Micheline Fowler, chair of the Human Services Commission, described the commission’s role in the city’s biennial funding round. “The application process for the 27–28 funding opens March 2 and it runs...and it closes April 6,” Fowler said. She said the commission will conduct a half-day equity training with Communities RISE in March to prepare commissioners to review an expected volume of applications; the commission reviewed roughly 120 applications in the last cycle and plans twice-monthly meetings April–October to complete deliberations.

Mary Lee Leon of the Library Board of Trustees outlined early-stage proposals including a pilot community publishing imprint intended to use KCLS, foundation and grant support to publish locally rooted fiction, memoir, children’s works and other projects. Leon also described a youth contest called “Public Library 2025” to engage young people in envisioning the library’s future.

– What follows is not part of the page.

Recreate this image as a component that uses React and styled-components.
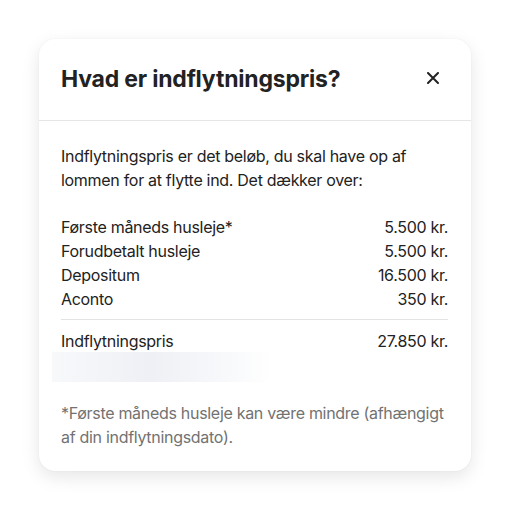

Susan Weston, chair of the Planning Commission, listed zoning-code work beginning the next evening, upcoming tree-code changes, sign regulations, and the city’s first stormwater/surface water functional plan and wastewater plan updates. She encouraged residents to offer feedback and sign up for commission surveys and emails.

Council members pressed commissioners on recruitment and diversity of representation. Council President Melissa Stewart and others noted vacancies across multiple commissions and urged members to forward openings to community contacts. Several council members suggested cross-commission collaboration on items such as public art, programming tied to parks, and library outreach.

The council took no formal action on the presentations. Staff and commissioners were directed to add requested clarifications and metrics to a council matrix and to continue outreach about vacancies and youth positions.

Next steps: several commissions expect near-term milestones — Parks anticipates a March vote to adopt its work plan; Arts will host the April consultant deep dive; Human Services will begin application review in April after the March 2 opening.